● **Your objective**
Scan the data for "React" and copy the lines it appears in.
============
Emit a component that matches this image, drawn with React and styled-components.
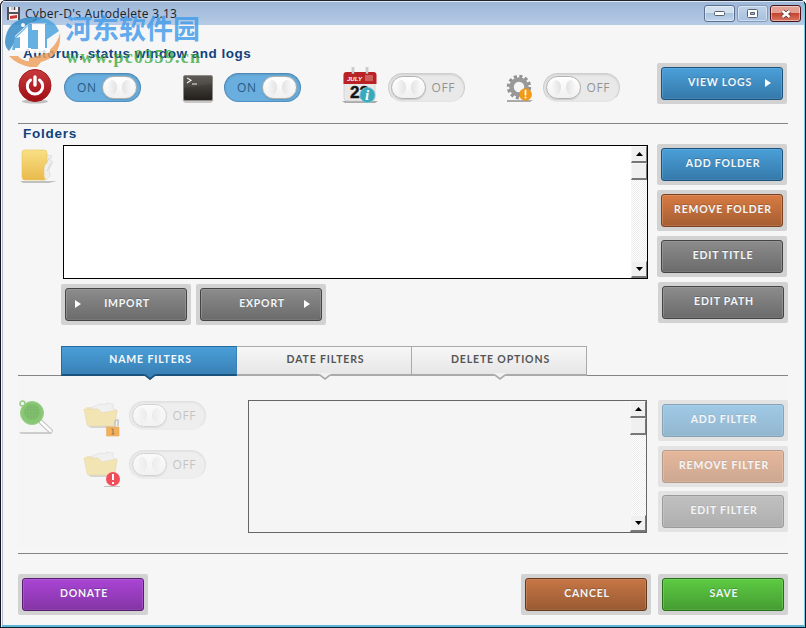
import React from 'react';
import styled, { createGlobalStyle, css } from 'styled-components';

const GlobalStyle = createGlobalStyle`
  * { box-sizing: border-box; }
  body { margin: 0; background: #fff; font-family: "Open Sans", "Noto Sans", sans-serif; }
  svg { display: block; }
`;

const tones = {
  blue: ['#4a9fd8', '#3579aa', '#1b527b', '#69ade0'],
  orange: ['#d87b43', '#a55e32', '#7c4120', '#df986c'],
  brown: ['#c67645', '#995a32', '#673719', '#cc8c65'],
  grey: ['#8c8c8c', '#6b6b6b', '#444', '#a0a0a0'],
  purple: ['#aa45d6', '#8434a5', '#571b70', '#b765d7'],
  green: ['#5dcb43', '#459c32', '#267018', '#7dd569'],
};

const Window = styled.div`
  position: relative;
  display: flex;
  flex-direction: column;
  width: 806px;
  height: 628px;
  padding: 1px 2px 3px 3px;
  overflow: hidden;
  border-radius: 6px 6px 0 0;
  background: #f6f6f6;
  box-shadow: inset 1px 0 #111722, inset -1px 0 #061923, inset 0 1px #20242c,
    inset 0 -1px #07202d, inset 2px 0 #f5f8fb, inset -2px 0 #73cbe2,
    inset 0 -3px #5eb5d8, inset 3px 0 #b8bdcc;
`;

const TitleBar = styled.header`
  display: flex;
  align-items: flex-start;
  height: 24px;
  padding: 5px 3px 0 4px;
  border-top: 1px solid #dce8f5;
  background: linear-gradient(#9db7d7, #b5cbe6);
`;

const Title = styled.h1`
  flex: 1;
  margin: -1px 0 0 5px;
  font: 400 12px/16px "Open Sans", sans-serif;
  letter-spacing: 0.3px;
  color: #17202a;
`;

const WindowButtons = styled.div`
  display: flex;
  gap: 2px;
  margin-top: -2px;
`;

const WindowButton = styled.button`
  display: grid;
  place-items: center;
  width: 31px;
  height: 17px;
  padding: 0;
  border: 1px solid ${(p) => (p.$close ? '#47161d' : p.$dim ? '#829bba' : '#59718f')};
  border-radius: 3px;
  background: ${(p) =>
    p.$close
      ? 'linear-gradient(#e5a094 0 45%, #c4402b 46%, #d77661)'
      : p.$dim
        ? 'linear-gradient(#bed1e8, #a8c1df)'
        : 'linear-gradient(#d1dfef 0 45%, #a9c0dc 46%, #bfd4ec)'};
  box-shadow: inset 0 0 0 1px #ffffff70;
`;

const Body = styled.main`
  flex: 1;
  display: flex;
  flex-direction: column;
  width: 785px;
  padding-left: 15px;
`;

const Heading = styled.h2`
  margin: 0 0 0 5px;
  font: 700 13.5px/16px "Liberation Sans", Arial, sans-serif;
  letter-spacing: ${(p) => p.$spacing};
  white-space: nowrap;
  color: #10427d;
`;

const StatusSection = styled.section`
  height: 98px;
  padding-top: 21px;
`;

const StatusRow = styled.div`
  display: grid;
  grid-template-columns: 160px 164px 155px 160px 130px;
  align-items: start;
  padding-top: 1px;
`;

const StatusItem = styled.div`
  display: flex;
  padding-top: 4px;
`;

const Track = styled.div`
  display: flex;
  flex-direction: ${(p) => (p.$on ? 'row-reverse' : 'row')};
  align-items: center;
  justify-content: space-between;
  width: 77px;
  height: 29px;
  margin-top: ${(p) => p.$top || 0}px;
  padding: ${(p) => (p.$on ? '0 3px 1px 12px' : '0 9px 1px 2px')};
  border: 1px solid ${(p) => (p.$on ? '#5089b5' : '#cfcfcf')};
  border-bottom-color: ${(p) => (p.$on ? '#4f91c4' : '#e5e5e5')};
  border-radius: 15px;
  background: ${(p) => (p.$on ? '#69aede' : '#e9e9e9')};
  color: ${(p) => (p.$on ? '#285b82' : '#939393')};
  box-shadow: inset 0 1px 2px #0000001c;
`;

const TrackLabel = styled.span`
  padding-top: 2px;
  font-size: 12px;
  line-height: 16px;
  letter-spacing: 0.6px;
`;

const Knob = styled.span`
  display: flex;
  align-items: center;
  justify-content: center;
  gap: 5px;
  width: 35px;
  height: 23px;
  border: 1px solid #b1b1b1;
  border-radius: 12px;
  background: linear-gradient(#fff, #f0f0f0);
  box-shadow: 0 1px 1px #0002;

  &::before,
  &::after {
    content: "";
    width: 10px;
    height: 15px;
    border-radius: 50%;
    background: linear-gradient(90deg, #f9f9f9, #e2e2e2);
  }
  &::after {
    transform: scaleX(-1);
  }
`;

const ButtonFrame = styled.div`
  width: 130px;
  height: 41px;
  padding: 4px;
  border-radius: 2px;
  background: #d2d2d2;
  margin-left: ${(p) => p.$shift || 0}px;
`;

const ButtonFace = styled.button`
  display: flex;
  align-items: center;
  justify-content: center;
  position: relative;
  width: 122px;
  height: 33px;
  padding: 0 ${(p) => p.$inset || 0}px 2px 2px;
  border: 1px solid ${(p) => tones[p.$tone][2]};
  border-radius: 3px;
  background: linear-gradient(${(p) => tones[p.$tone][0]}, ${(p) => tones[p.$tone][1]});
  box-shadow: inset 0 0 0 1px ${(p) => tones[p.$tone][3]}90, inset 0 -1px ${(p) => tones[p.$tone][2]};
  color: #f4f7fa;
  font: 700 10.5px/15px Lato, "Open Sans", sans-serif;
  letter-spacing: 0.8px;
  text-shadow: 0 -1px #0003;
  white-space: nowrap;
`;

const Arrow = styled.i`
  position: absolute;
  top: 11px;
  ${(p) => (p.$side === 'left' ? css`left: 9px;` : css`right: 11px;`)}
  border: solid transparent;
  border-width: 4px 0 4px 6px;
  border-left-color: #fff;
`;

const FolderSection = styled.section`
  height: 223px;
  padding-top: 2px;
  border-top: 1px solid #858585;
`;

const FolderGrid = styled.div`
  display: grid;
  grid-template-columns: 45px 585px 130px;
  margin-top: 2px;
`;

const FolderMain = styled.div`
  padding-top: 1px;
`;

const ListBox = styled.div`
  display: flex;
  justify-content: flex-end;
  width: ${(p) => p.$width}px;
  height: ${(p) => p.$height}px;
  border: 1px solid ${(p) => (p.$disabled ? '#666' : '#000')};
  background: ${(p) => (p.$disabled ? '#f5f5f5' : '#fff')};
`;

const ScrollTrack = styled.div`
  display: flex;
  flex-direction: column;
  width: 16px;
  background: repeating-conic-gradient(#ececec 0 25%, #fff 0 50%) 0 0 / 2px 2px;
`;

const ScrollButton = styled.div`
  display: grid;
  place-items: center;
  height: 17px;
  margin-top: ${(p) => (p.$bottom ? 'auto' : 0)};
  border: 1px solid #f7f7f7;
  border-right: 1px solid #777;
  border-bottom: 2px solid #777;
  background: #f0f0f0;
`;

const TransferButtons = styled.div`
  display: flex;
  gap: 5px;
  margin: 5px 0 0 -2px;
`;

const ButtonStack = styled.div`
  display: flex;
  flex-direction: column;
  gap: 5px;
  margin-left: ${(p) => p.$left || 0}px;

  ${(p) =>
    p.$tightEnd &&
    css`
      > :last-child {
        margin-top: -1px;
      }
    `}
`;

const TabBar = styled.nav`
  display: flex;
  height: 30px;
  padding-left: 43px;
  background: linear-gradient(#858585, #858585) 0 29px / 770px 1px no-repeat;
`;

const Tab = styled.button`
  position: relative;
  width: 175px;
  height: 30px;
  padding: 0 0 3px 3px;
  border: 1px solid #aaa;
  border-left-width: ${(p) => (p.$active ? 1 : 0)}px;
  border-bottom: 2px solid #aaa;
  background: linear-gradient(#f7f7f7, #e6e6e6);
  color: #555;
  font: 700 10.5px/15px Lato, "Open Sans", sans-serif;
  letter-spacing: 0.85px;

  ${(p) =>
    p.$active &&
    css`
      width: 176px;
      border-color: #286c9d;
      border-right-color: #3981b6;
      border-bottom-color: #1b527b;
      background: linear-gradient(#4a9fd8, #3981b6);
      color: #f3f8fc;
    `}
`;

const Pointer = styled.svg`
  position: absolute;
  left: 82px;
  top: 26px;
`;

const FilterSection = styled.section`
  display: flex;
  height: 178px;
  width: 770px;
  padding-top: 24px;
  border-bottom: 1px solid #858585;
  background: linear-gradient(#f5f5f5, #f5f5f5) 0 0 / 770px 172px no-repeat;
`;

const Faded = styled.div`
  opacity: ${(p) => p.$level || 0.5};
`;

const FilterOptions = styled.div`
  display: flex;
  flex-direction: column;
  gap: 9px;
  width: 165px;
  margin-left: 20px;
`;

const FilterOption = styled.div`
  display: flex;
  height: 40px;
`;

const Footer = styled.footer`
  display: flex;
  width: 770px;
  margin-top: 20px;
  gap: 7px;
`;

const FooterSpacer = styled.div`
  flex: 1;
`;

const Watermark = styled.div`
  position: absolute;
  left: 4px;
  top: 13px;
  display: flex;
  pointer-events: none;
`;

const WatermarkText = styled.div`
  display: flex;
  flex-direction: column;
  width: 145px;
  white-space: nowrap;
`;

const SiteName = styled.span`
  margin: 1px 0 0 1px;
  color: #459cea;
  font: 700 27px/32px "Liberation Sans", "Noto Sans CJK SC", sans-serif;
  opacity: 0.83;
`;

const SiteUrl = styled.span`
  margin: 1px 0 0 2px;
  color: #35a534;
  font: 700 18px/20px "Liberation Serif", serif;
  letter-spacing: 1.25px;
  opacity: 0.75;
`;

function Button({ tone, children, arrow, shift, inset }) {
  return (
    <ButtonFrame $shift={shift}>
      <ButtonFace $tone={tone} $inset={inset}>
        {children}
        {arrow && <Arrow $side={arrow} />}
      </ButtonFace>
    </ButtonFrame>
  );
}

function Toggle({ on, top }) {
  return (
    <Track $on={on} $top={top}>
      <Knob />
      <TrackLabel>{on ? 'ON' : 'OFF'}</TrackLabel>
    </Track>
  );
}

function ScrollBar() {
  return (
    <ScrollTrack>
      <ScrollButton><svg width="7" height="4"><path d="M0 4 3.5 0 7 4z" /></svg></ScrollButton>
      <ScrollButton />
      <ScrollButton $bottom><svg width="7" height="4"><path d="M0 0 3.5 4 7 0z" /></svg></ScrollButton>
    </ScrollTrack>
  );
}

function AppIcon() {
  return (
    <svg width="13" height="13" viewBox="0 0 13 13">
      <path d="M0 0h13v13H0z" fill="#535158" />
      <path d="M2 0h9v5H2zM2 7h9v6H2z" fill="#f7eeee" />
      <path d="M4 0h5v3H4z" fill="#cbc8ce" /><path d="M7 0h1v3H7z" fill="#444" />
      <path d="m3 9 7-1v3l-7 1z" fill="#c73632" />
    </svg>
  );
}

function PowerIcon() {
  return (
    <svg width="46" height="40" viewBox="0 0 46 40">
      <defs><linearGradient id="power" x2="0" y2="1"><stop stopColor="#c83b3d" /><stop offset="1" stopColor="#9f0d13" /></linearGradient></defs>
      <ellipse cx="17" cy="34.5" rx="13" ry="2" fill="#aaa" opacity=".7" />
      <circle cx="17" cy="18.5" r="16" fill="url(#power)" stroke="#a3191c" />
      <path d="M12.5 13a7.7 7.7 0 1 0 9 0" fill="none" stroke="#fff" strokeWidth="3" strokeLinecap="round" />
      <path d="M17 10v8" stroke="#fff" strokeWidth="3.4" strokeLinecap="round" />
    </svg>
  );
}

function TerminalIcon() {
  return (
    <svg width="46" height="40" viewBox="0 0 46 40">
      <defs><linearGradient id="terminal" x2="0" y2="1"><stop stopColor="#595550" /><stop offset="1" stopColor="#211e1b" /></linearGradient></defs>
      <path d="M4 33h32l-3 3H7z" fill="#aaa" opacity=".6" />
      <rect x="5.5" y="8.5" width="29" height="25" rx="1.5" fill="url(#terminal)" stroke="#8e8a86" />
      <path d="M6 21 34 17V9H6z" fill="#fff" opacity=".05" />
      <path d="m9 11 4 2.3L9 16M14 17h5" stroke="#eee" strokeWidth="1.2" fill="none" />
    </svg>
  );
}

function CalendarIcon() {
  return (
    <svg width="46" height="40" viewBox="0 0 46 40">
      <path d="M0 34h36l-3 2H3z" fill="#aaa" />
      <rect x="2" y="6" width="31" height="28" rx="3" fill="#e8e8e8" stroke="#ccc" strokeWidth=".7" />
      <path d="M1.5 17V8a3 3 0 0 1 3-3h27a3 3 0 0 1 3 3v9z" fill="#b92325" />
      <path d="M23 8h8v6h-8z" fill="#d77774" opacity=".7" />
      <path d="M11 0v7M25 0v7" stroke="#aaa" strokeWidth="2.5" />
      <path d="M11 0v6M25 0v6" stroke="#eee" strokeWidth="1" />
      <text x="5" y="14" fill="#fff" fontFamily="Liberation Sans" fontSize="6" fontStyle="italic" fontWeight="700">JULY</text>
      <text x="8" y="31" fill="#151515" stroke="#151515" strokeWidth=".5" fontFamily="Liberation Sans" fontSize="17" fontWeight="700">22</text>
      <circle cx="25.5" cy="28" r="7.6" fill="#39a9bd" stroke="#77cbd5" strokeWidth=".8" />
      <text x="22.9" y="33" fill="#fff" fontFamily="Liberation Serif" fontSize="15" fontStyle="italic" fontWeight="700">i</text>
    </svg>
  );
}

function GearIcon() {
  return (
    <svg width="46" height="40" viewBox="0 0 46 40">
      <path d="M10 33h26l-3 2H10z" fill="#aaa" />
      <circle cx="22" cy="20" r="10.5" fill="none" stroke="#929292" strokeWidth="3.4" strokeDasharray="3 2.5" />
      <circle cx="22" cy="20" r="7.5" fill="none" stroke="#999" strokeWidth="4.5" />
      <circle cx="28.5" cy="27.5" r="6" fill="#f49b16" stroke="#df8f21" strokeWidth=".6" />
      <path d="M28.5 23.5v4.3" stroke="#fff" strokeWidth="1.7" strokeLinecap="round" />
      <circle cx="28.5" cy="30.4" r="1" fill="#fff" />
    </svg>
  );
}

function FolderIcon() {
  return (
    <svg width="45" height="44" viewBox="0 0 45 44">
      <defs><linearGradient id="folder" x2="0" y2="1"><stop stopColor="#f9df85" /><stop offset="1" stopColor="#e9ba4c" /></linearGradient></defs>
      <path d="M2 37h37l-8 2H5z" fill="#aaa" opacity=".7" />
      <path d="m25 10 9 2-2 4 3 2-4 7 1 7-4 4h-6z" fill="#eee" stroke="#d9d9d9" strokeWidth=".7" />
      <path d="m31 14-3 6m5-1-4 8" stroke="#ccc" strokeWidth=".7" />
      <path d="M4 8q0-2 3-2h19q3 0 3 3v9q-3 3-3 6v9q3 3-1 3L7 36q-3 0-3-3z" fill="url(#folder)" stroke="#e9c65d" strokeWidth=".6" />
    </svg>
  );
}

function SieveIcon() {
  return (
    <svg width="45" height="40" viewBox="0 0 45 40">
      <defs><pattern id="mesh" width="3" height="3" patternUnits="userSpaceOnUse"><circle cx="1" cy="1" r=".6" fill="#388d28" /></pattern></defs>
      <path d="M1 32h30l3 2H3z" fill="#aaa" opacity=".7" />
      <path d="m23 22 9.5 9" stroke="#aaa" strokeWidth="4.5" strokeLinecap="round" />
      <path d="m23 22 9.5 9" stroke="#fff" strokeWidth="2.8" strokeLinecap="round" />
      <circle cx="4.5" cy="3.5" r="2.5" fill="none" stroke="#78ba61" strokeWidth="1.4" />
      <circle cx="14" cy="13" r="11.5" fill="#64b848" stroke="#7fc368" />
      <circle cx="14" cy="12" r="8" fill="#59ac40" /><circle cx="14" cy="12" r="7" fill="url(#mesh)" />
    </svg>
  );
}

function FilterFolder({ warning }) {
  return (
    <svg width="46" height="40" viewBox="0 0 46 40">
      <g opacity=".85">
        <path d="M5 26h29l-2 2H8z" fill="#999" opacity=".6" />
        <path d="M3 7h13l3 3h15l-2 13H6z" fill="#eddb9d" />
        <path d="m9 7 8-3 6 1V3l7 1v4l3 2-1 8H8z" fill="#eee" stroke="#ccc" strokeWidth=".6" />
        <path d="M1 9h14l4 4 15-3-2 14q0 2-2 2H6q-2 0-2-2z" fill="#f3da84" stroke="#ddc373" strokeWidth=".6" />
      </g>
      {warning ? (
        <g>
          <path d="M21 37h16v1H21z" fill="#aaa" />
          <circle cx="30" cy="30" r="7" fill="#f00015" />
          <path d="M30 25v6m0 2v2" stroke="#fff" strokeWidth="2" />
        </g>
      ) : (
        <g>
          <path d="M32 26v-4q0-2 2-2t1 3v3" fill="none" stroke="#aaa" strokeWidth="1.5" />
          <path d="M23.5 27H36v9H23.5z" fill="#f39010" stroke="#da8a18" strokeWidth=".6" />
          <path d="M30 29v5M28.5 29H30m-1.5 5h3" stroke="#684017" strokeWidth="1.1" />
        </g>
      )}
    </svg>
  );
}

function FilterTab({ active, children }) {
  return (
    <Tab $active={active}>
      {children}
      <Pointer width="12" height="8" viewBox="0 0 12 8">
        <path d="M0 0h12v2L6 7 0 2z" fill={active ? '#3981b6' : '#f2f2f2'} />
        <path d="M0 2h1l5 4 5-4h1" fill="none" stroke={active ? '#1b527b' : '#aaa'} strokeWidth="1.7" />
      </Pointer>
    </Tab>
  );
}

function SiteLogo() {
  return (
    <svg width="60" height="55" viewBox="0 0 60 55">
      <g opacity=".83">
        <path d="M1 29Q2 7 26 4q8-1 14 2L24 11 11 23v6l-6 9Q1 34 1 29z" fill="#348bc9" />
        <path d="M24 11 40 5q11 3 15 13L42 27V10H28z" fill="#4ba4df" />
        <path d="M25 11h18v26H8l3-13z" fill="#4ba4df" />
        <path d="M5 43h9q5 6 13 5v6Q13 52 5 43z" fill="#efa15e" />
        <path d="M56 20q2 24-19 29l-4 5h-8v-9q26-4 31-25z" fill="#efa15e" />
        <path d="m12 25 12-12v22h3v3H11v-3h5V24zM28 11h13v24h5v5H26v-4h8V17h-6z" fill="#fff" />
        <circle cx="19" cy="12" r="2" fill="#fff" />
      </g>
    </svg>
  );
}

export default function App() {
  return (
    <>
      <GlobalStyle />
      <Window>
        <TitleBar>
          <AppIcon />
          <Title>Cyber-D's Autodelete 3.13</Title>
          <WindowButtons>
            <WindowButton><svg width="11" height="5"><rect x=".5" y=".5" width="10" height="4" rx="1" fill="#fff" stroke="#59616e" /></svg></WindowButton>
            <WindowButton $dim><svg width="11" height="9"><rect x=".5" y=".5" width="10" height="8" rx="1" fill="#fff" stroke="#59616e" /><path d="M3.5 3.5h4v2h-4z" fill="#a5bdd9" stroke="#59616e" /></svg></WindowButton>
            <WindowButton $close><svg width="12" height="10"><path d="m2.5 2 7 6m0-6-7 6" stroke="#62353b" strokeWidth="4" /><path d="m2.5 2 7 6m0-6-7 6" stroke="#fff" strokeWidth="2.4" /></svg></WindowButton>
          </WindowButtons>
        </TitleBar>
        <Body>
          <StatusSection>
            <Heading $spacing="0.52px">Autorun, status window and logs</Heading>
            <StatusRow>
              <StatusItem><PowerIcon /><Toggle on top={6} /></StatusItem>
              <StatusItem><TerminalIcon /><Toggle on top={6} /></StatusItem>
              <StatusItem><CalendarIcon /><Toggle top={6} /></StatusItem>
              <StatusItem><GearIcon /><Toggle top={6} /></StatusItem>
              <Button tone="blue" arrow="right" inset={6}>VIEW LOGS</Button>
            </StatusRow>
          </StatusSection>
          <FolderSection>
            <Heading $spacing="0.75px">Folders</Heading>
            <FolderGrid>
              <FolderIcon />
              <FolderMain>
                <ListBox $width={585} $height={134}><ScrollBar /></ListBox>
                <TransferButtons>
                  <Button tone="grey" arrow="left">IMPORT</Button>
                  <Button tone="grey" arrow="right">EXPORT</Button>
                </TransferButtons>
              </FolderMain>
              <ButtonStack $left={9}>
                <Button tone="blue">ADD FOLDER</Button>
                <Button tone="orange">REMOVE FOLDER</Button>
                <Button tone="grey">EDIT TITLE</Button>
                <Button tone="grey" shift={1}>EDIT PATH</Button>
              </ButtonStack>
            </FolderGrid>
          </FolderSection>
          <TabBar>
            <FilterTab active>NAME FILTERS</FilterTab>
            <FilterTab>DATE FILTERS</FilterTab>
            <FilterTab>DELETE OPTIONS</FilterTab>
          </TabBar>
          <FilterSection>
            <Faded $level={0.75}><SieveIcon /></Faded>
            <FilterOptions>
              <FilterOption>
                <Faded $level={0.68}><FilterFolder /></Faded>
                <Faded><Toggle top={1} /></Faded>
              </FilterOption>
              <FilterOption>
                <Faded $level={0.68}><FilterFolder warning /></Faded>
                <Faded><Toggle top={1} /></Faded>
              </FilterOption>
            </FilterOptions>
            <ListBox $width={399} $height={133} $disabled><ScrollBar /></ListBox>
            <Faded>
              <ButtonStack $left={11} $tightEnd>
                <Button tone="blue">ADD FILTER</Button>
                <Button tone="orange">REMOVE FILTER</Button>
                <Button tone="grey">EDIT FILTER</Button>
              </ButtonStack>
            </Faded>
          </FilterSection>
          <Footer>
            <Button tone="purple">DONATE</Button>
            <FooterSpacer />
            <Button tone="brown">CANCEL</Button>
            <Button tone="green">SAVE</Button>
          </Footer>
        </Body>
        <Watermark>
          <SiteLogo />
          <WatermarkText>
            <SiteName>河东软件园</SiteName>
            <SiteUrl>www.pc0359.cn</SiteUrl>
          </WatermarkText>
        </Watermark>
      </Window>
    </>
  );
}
============
● **Exercise solution**
Emit a component that matches this image, drawn with React and styled-components.
import React from 'react';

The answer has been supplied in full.